Takada to the corner and Mutoh on offence, going for this dragon screw again perhaps. Again Takada’s figured him out – gets a few knees in and takes mutoh fown with a judo throw. Perfect position for the cross armbreaker, perfect position for Mutoh to roll to the ropes. Mutoh back the leg, met with the knee again. Taken down with a few kicks and Takada’s back to the cross armbar. Mutoh’s done. The winner and 18th IWGP Heavyweight Champion in 17 and 51, Nobuhiko Takada.
New Japan may have won the night on points, but Takada won the prize. Post-match Takada calls out Hashimoto who has been watching from ringside and the two are nose to nose.

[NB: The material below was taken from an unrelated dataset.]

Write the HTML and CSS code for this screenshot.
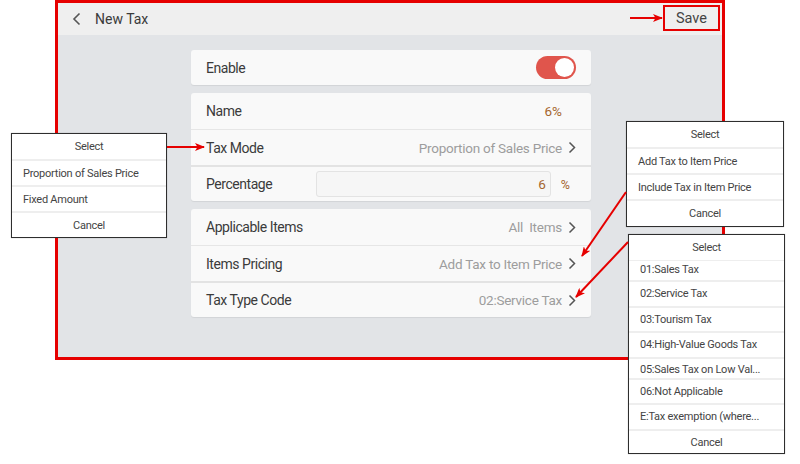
FILE: index.html
```html
<!DOCTYPE html>
<html lang="en">
<head>
<meta charset="utf-8">
<title>New Tax</title>
<link rel="stylesheet" href="styles.css">
</head>
<body>
<div class="frame">
  <header class="topbar">
    <svg class="back" width="10" height="14" viewBox="0 0 10 14"><path d="M7.5 1.5 L2 7 L7.5 12.5" fill="none" stroke="#555" stroke-width="1.6"/></svg>
    <span class="title">New Tax</span>
    <span class="save">Save</span>
  </header>
  <main class="content">
    <section class="card card-enable">
      <div class="row row-enable">
        <span class="label">Enable</span>
        <span class="toggle"><span class="knob"></span></span>
      </div>
    </section>
    <section class="card card-group">
      <div class="row row-a">
        <span class="label">Name</span>
        <span class="accent end">6%</span>
      </div>
      <div class="row sep">
        <span class="label">Tax Mode</span>
        <span class="value">Proportion of Sales Price</span>
        <svg class="chev" width="8" height="13" viewBox="0 0 8 13"><path d="M1.5 1.5 L6.5 6.5 L1.5 11.5" fill="none" stroke="#555" stroke-width="1.5"/></svg>
      </div>
      <div class="row sep2">
        <span class="label">Percentage</span>
        <span class="input">6</span>
        <span class="accent pct">%</span>
      </div>
    </section>
    <section class="card card-group">
      <div class="row row-a">
        <span class="label">Applicable Items</span>
        <span class="value">All&nbsp;&nbsp;Items</span>
        <svg class="chev" width="8" height="13" viewBox="0 0 8 13"><path d="M1.5 1.5 L6.5 6.5 L1.5 11.5" fill="none" stroke="#555" stroke-width="1.5"/></svg>
      </div>
      <div class="row sep">
        <span class="label">Items Pricing</span>
        <span class="value">Add Tax to Item Price</span>
        <svg class="chev" width="8" height="13" viewBox="0 0 8 13"><path d="M1.5 1.5 L6.5 6.5 L1.5 11.5" fill="none" stroke="#555" stroke-width="1.5"/></svg>
      </div>
      <div class="row sep2">
        <span class="label">Tax Type Code</span>
        <span class="value">02:Service Tax</span>
        <svg class="chev" width="8" height="13" viewBox="0 0 8 13"><path d="M1.5 1.5 L6.5 6.5 L1.5 11.5" fill="none" stroke="#555" stroke-width="1.5"/></svg>
      </div>
    </section>
  </main>
</div>

<div class="popup popup-mode">
  <div class="opt head">Select</div>
  <div class="opt">Proportion of Sales Price</div>
  <div class="opt">Fixed Amount</div>
  <div class="opt foot">Cancel</div>
</div>

<div class="popup popup-pricing">
  <div class="opt head">Select</div>
  <div class="opt">Add Tax to Item Price</div>
  <div class="opt">Include Tax in Item Price</div>
  <div class="opt foot">Cancel</div>
</div>

<div class="popup popup-code">
  <div class="opt head">Select</div>
  <div class="opt short">01:Sales Tax</div>
  <div class="opt">02:Service Tax</div>
  <div class="opt">03:Tourism Tax</div>
  <div class="opt">04:High-Value Goods Tax</div>
  <div class="opt low">05:Sales Tax on Low Val...</div>
  <div class="opt">06:Not Applicable</div>
  <div class="opt">E:Tax exemption (where...</div>
  <div class="opt foot">Cancel</div>
</div>

<svg class="arrows" width="800" height="464" viewBox="0 0 800 464">
  <defs>
    <marker id="ah" markerWidth="10" markerHeight="8" refX="9" refY="4" orient="auto" markerUnits="userSpaceOnUse">
      <path d="M0 0 L10 4 L0 8 L2.5 4 Z" fill="#e60000"/>
    </marker>
  </defs>
  <g stroke="#e60000" stroke-width="2" fill="none">
    <line x1="630" y1="18" x2="662" y2="18" marker-end="url(#ah)"/>
    <line x1="167" y1="147" x2="204" y2="147" marker-end="url(#ah)"/>
    <line x1="626" y1="192" x2="582" y2="256" marker-end="url(#ah)"/>
    <line x1="628" y1="242" x2="576" y2="297" marker-end="url(#ah)"/>
  </g>
</svg>
</body>
</html>
```

FILE: styles.css
```css
* { box-sizing: border-box; }

html, body {
  margin: 0;
  padding: 0;
  background: #ffffff;
  font-family: Roboto, "Noto Sans", "Liberation Sans", sans-serif;
  color: #3b3b3b;
}

body {
  position: relative;
  width: 800px;
  height: 464px;
  overflow: hidden;
}

.frame {
  margin-left: 55px;
  width: 670px;
  height: 360px;
  border: 3px solid #e60000;
  display: flex;
  flex-direction: column;
  background: #e2e4e7;
}

.topbar {
  height: 32px;
  flex: none;
  background: #efefef;
  display: flex;
  align-items: center;
  padding: 0 2px 0 14px;
}

.back { flex: none; }

.title {
  margin-left: 13px;
  font-size: 14px;
  color: #3a3a3a;
}

.save {
  margin-left: auto;
  align-self: flex-start;
  margin-top: 2px;
  width: 57px;
  height: 26px;
  border: 2px solid #e60000;
  display: flex;
  align-items: center;
  justify-content: center;
  font-size: 14.5px;
  color: #444;
}

.content {
  flex: 1;
  padding: 15px 0 0 2px;
  display: flex;
  flex-direction: column;
  align-items: center;
}

.card {
  flex: none;
  width: 400px;
  background: #f9f9f9;
  border-radius: 3px;
  box-shadow: 0 1px 1px rgba(0, 0, 0, 0.07);
}

.card-group { margin-top: 8px; }

.row {
  display: flex;
  align-items: center;
  padding: 0 15px;
  font-size: 14px;
}

.row-enable { height: 35px; }
.row-a { height: 36px; }

.sep { border-top: 1px solid #e6e6e6; height: 36px; }
.sep2 { border-top: 2px solid #e3e3e3; height: 36px; }

.label {
  color: #3b3b3b;
  letter-spacing: -0.45px;
}

.value {
  margin-left: auto;
  font-size: 13.5px;
  letter-spacing: -0.25px;
  color: #9d9d9d;
}

.chev {
  flex: none;
  margin-left: 6px;
}

.accent {
  color: #a5662e;
  font-size: 13.5px;
}

.end {
  margin-left: auto;
  margin-right: 14px;
}

.input {
  margin-left: auto;
  width: 235px;
  height: 26px;
  background: #f6f6f6;
  border: 1px solid #e3e3e3;
  border-radius: 3px;
  display: flex;
  align-items: center;
  justify-content: flex-end;
  padding-right: 4px;
  color: #a5662e;
  font-size: 13.5px;
}

.pct {
  margin-left: 10px;
  margin-right: 6px;
  font-size: 12.5px;
}

.toggle {
  margin-left: auto;
  width: 40px;
  height: 23px;
  border-radius: 12px;
  background: #e0554c;
  display: flex;
  align-items: center;
  justify-content: flex-end;
  padding-right: 2px;
}

.knob {
  width: 19px;
  height: 19px;
  border-radius: 50%;
  background: #ffffff;
}

.popup {
  position: absolute;
  background: #ffffff;
  border: 1px solid #2e2e2e;
  display: flex;
  flex-direction: column;
  font-size: 11px;
  letter-spacing: -0.25px;
  color: #444;
  box-shadow: 0 0 1px rgba(0,0,0,0.3);
}

.opt {
  height: 26px;
  flex: none;
  display: flex;
  align-items: center;
  padding-left: 11px;
  border-top: 2px solid #eeeeee;
}

.opt.head {
  border-top: none;
  justify-content: center;
  padding-left: 0;
  height: 25px;
}

.opt.foot {
  justify-content: center;
  padding-left: 0;
}

.popup-mode {
  left: 11px;
  top: 133px;
  width: 156px;
  height: 105px;
}

.popup-pricing {
  left: 626px;
  top: 121px;
  width: 158px;
  height: 106px;
}

.popup-code {
  left: 628px;
  top: 234px;
  width: 157px;
  height: 220px;
}

.popup-code .opt { height: 25.5px; }
.popup-code .opt.head { height: 25px; }
.popup-code .opt.short { height: 20px; border-top: 1px solid #eeeeee; align-items: flex-end; padding-bottom: 4px; }
.popup-code .opt.low { height: 21px; align-items: flex-end; padding-bottom: 2px; }
.popup-code .opt.foot { height: 25px; }

.arrows {
  position: absolute;
  left: 0;
  top: 0;
  pointer-events: none;
}
```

The tension is real here as UWFi guys and NJPW guys surround them. They separate and Takada is carried on the shoulders of his boys. A taped up Antonio Inoki is in the ring, calls Takada back for a congratulatory handshake before the new champ and co. head to the back. Inoki is left to close the show and send the crowd home on a high after watching the invaders leave victorious.

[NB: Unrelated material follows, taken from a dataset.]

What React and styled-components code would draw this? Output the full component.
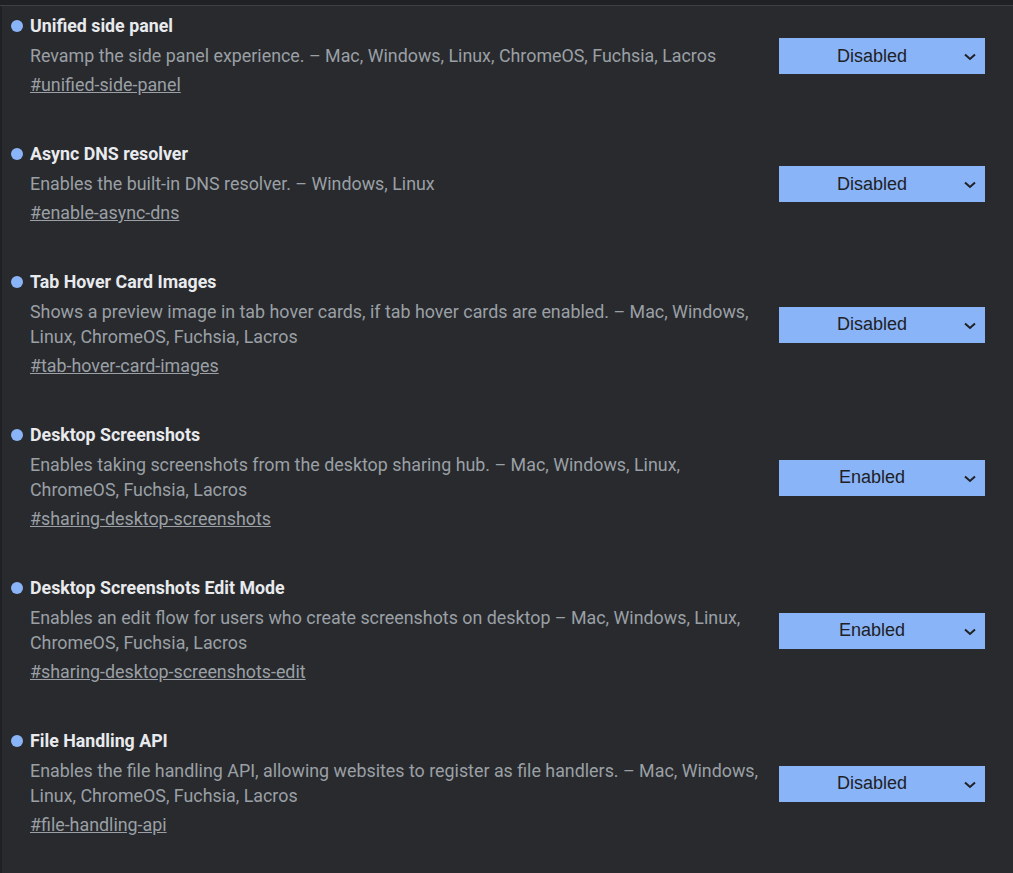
import styled, { createGlobalStyle } from 'styled-components';

const GlobalStyle = createGlobalStyle`
  body {
    margin: 0;
    background: #292a2d;
    font-family: Roboto, "Noto Sans", sans-serif;
  }
`;

const Page = styled.div`
  min-height: 873px;
  background: #292a2d;
  border-left: 2px solid #202124;
`;

const TopStrip = styled.div`
  height: 5px;
  background: #202124;
  border-bottom: 1px solid #3c4043;
  margin-left: -2px;
`;

const List = styled.div`
  display: flex;
  flex-direction: column;
`;

const Entry = styled.div`
  display: flex;
  align-items: center;
  gap: 20px;
  padding: 10px 28px 36px 9px;
`;

const Info = styled.div`
  flex: 1;
  display: flex;
  flex-direction: column;
  min-width: 0;
`;

const TitleRow = styled.div`
  display: flex;
  align-items: center;
  gap: 7px;
  height: 20px;
`;

const Dot = styled.span`
  width: 12px;
  height: 12px;
  border-radius: 50%;
  background: #8ab4f8;
  flex-shrink: 0;
`;

const Title = styled.h2`
  margin: 0;
  font-size: 17.8px;
  font-weight: 700;
  color: #e8eaed;
  line-height: 20px;
`;

const Desc = styled.p`
  margin: 7px 0 0 19px;
  font-size: 17.85px;
  line-height: 25px;
  color: #9aa0a6;
`;

const Link = styled.a`
  margin: 4px 0 0 19px;
  font-size: 17.85px;
  line-height: 26px;
  color: #9aa0a6;
  text-decoration: underline;
  align-self: flex-start;
`;

const SelectBox = styled.div`
  position: relative;
  width: 206px;
  height: 36px;
  flex-shrink: 0;
  margin-bottom: 2px;
  background: #8ab4f8;
  display: flex;
  align-items: center;
  justify-content: center;
  padding-right: 20px;
  box-sizing: border-box;
  font-family: "Liberation Sans", Arial, sans-serif;
  font-size: 18px;
  color: #202124;
`;

const Chevron = styled.svg`
  position: absolute;
  right: 8px;
  top: 15px;
`;

const flags = [
  {
    title: 'Unified side panel',
    desc: 'Revamp the side panel experience. – Mac, Windows, Linux, ChromeOS, Fuchsia, Lacros',
    id: 'unified-side-panel',
    value: 'Disabled',
  },
  {
    title: 'Async DNS resolver',
    desc: 'Enables the built-in DNS resolver. – Windows, Linux',
    id: 'enable-async-dns',
    value: 'Disabled',
  },
  {
    title: 'Tab Hover Card Images',
    desc: 'Shows a preview image in tab hover cards, if tab hover cards are enabled. – Mac, Windows, Linux, ChromeOS, Fuchsia, Lacros',
    id: 'tab-hover-card-images',
    value: 'Disabled',
  },
  {
    title: 'Desktop Screenshots',
    desc: 'Enables taking screenshots from the desktop sharing hub. – Mac, Windows, Linux, ChromeOS, Fuchsia, Lacros',
    id: 'sharing-desktop-screenshots',
    value: 'Enabled',
  },
  {
    title: 'Desktop Screenshots Edit Mode',
    desc: 'Enables an edit flow for users who create screenshots on desktop – Mac, Windows, Linux, ChromeOS, Fuchsia, Lacros',
    id: 'sharing-desktop-screenshots-edit',
    value: 'Enabled',
  },
  {
    title: 'File Handling API',
    desc: 'Enables the file handling API, allowing websites to register as file handlers. – Mac, Windows, Linux, ChromeOS, Fuchsia, Lacros',
    id: 'file-handling-api',
    value: 'Disabled',
  },
];

const App = () => {
  return (
    <>
      <GlobalStyle />
      <Page>
        <TopStrip />
        <List>
          {flags.map((f) => (
            <Entry key={f.id}>
              <Info>
                <TitleRow>
                  <Dot />
                  <Title>{f.title}</Title>
                </TitleRow>
                <Desc>{f.desc}</Desc>
                <Link href={'#' + f.id}>#{f.id}</Link>
              </Info>
              <SelectBox>
                {f.value}
                <Chevron width='14' height='8' viewBox='0 0 14 8'>
                  <path d='M2 1.5 L7 6 L12 1.5' fill='none' stroke='#202124' strokeWidth='2' />
                </Chevron>
              </SelectBox>
            </Entry>
          ))}
        </List>
      </Page>
    </>
  );
};

export default App;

As mentioned in the 1994 article, the Takada/Hashimoto follow up to this in April is amazing. http://njpwworld.com/p/s_series_00143_1_1
The crowd was electric throughout the match and the atmosphere around the event spectacular. The three Tokyo Dome events that this program spanned each drew 64,000+, including 67,000 in October 1995 to set the record as the largest crowd (and gate) in puroresu history at the time. The success of the program inspired a similar invasion in the U.S. I am talking of course, about the New World Order.